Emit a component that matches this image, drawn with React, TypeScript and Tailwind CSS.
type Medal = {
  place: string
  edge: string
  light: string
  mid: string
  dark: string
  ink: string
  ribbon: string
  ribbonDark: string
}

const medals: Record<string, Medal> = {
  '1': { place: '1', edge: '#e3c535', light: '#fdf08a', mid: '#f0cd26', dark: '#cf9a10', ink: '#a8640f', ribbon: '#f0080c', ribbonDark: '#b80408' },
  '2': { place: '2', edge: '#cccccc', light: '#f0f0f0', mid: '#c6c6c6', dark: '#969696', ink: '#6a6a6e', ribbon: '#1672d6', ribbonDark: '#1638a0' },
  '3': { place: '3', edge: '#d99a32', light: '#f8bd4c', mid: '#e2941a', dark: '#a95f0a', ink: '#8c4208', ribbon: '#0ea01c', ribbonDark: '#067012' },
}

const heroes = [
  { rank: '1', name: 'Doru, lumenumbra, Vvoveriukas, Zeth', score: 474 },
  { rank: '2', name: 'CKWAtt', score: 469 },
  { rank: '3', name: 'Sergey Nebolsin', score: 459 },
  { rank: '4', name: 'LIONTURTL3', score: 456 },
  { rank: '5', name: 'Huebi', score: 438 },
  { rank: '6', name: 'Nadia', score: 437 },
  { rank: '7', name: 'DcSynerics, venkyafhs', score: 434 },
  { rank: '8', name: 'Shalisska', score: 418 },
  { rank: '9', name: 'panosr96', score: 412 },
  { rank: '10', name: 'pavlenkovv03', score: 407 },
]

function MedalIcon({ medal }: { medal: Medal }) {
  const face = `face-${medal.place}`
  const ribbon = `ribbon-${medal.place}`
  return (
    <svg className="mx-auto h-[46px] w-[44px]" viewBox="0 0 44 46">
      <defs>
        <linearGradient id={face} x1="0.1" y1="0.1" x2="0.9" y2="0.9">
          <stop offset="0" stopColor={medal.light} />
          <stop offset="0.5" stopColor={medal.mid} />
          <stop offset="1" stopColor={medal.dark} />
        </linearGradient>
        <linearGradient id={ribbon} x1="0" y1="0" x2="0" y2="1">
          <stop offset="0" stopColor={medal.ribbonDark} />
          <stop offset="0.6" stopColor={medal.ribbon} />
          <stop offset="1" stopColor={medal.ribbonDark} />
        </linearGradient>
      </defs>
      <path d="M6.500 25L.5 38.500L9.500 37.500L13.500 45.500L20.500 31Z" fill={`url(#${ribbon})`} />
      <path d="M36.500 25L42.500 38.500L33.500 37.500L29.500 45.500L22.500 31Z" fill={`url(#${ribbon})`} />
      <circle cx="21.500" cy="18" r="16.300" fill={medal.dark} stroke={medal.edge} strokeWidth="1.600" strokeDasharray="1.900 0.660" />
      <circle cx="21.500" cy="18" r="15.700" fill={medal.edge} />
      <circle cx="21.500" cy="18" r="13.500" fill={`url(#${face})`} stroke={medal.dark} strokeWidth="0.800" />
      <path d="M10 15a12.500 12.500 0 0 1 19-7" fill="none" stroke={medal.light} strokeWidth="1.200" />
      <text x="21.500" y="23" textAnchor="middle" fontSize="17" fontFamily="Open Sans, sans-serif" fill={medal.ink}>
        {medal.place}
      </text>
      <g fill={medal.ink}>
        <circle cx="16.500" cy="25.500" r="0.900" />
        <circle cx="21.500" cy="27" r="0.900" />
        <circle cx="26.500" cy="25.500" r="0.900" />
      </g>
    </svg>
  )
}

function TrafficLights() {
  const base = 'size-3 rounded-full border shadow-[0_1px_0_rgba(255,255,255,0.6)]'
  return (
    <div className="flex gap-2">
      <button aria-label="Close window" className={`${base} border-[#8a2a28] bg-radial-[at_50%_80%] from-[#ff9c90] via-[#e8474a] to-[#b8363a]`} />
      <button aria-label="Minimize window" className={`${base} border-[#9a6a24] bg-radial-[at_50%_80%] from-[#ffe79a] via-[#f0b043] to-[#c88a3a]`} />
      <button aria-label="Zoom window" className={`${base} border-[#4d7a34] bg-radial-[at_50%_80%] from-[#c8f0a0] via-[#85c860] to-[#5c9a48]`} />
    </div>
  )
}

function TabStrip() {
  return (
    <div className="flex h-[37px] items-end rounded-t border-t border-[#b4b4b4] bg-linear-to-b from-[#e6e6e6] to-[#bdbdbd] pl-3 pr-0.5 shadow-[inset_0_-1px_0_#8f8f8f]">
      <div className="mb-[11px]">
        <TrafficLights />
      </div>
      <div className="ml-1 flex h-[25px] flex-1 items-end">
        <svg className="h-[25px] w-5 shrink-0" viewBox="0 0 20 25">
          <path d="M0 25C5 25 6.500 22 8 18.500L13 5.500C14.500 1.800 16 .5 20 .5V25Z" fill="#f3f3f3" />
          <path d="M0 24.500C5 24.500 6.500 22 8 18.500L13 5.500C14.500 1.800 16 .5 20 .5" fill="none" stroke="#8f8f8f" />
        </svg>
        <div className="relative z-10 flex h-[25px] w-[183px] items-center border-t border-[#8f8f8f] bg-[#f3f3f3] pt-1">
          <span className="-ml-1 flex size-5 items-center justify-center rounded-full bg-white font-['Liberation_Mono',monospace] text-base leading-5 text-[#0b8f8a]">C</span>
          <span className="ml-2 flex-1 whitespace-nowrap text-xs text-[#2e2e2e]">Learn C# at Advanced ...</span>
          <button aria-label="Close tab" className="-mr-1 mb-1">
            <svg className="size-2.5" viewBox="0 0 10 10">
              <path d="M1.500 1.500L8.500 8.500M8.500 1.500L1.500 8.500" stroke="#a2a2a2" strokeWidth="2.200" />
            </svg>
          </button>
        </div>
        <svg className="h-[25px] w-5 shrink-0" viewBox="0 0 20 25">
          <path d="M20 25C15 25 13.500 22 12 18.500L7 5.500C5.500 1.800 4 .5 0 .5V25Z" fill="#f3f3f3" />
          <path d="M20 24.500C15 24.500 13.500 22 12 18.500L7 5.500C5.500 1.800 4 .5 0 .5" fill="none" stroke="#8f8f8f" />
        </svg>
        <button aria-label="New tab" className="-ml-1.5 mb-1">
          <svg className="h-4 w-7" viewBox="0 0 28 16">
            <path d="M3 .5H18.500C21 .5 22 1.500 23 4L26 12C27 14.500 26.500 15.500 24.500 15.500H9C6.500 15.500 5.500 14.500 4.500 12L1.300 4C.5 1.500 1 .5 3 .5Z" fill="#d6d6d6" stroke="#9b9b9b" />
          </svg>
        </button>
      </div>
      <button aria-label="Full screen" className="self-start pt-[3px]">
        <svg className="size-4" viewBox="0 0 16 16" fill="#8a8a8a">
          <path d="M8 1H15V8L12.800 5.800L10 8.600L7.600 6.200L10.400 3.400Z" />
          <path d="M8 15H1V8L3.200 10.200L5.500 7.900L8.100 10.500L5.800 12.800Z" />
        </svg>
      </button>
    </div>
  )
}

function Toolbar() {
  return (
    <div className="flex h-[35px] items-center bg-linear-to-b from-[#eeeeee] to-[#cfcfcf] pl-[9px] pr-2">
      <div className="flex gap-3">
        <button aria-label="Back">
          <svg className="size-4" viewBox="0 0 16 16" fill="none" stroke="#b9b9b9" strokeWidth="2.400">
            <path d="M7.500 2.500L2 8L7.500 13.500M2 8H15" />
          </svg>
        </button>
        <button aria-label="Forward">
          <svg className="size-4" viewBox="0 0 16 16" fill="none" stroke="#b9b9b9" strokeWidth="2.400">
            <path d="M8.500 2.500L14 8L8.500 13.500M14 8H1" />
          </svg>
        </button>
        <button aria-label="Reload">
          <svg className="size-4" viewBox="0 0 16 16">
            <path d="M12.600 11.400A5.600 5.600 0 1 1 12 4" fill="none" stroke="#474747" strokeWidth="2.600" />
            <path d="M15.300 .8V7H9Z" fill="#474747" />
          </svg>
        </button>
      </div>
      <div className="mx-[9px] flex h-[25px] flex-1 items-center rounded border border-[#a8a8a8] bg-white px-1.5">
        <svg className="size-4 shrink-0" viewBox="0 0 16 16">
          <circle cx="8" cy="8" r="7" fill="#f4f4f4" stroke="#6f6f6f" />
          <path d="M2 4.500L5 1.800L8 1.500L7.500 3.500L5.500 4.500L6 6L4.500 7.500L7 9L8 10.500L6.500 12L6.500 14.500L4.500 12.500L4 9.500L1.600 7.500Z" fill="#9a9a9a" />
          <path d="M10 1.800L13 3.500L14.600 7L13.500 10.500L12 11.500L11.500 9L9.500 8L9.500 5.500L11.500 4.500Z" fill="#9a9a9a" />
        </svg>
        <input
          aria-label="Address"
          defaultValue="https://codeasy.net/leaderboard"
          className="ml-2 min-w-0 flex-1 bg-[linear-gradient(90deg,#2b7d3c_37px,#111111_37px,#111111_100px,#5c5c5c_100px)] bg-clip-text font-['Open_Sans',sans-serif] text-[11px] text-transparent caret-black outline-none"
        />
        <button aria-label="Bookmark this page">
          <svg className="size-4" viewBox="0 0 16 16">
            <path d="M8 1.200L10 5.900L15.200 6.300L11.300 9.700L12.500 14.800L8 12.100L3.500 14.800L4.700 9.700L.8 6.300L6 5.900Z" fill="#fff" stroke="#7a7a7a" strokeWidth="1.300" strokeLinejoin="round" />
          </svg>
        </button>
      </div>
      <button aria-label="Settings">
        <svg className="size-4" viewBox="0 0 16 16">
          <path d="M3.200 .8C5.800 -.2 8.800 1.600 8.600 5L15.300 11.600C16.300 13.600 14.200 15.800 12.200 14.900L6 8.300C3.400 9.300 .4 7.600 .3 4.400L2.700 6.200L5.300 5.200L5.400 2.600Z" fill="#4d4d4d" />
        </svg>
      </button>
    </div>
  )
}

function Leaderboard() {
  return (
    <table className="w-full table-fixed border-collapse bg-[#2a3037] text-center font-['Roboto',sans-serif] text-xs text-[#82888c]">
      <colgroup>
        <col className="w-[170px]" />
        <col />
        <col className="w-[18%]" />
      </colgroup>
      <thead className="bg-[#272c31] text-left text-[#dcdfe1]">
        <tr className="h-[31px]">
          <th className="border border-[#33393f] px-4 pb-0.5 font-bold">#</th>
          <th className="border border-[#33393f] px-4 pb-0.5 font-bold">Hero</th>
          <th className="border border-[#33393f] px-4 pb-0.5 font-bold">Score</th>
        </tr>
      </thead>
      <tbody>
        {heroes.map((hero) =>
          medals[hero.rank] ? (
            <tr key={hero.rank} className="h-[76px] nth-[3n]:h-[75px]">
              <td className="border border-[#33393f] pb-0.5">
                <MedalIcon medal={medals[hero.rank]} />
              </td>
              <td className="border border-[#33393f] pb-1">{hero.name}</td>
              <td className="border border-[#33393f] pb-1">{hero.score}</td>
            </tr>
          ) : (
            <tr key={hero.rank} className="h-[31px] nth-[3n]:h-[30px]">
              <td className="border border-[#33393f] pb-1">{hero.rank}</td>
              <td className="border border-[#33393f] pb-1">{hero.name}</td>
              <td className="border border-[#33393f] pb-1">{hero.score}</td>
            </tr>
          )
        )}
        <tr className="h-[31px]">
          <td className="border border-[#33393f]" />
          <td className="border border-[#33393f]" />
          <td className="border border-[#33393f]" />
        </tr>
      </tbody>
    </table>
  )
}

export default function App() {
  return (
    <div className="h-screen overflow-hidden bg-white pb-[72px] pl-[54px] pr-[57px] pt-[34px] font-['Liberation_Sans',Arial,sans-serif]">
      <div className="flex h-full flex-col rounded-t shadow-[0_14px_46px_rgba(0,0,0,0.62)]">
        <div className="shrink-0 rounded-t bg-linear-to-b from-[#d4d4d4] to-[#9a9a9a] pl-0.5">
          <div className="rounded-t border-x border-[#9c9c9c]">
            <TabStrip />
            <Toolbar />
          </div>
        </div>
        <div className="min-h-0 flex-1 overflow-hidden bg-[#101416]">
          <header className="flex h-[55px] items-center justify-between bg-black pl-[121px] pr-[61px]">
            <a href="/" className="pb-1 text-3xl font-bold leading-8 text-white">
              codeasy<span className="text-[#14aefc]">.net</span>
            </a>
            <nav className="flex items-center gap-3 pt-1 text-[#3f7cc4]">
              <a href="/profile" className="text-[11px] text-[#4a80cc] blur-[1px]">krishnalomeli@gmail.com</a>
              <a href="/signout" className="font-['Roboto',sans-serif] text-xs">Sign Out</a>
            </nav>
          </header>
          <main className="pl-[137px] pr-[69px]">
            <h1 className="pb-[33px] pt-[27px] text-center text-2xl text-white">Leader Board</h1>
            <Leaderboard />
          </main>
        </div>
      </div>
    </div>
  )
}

--

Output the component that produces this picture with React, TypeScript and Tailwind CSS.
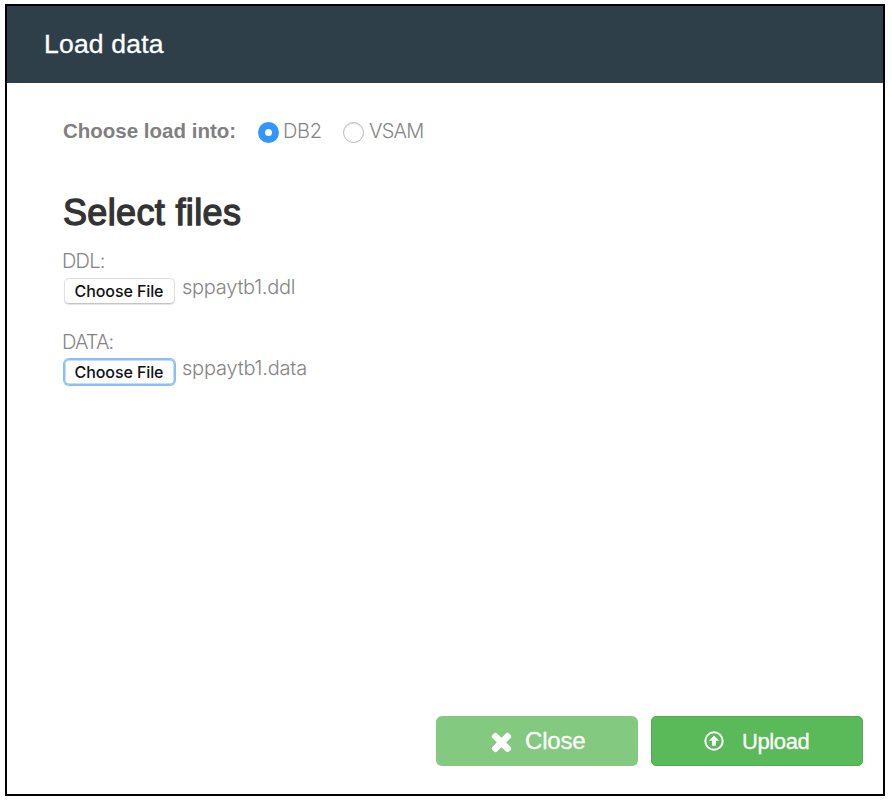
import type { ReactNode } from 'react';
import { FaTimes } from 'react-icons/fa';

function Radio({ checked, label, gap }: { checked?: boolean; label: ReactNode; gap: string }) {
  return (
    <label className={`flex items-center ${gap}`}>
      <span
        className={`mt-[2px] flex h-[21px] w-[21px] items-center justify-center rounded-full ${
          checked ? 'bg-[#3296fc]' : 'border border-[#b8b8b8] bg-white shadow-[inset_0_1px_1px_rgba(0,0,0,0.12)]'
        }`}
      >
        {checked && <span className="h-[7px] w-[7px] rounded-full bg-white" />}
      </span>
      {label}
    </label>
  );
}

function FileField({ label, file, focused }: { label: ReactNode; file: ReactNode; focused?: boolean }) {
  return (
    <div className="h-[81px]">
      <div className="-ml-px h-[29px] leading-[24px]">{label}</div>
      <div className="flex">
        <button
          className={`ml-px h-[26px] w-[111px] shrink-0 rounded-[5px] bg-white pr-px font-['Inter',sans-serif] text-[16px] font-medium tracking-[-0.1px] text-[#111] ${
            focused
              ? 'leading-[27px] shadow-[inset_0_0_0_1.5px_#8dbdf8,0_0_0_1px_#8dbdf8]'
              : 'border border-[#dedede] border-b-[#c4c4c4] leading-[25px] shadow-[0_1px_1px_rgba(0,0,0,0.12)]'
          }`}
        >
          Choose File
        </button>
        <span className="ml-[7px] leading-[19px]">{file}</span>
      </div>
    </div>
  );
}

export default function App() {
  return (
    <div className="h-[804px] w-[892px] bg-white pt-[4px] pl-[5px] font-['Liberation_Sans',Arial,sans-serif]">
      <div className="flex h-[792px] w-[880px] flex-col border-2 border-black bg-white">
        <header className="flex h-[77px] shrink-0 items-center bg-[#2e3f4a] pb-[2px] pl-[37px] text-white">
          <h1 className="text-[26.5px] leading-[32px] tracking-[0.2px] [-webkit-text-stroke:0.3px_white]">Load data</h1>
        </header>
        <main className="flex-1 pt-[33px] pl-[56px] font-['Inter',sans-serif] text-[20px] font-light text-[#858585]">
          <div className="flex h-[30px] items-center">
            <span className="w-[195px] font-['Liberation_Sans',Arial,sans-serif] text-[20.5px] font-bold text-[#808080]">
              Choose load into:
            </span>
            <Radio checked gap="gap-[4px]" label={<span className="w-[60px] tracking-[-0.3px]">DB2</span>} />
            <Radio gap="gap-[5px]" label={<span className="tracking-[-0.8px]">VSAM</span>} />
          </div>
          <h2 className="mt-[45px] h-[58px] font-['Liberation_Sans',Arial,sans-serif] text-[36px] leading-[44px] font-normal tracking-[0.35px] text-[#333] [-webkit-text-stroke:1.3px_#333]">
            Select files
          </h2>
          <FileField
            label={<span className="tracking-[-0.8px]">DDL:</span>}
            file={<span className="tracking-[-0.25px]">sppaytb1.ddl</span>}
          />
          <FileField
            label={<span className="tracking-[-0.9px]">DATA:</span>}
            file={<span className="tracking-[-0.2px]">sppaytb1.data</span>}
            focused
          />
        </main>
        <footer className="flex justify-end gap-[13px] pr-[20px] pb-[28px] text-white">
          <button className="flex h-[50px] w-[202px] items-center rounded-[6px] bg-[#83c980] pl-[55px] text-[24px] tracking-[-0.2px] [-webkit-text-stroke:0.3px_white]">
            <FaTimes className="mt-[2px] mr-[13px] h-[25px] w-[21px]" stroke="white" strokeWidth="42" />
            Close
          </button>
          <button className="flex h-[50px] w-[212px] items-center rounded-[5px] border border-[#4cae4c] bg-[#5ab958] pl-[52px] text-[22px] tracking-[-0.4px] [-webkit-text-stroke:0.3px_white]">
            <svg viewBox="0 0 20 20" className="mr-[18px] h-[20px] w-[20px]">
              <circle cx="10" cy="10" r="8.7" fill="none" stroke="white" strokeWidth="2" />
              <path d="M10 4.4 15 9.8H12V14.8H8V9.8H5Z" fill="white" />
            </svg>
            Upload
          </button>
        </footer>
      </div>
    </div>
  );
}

==

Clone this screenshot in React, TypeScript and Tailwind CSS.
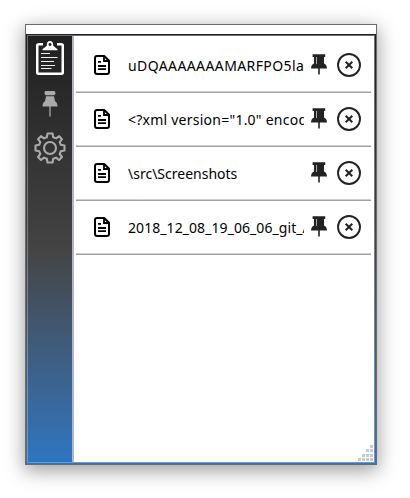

TO BE DONE: Gather up, from the records above, each line where the word "that" appears.

THE COMPLETED TASK:
Emit a component that matches this image, drawn with React, TypeScript and Tailwind CSS.
Output the component that produces this picture with React, TypeScript and Tailwind CSS.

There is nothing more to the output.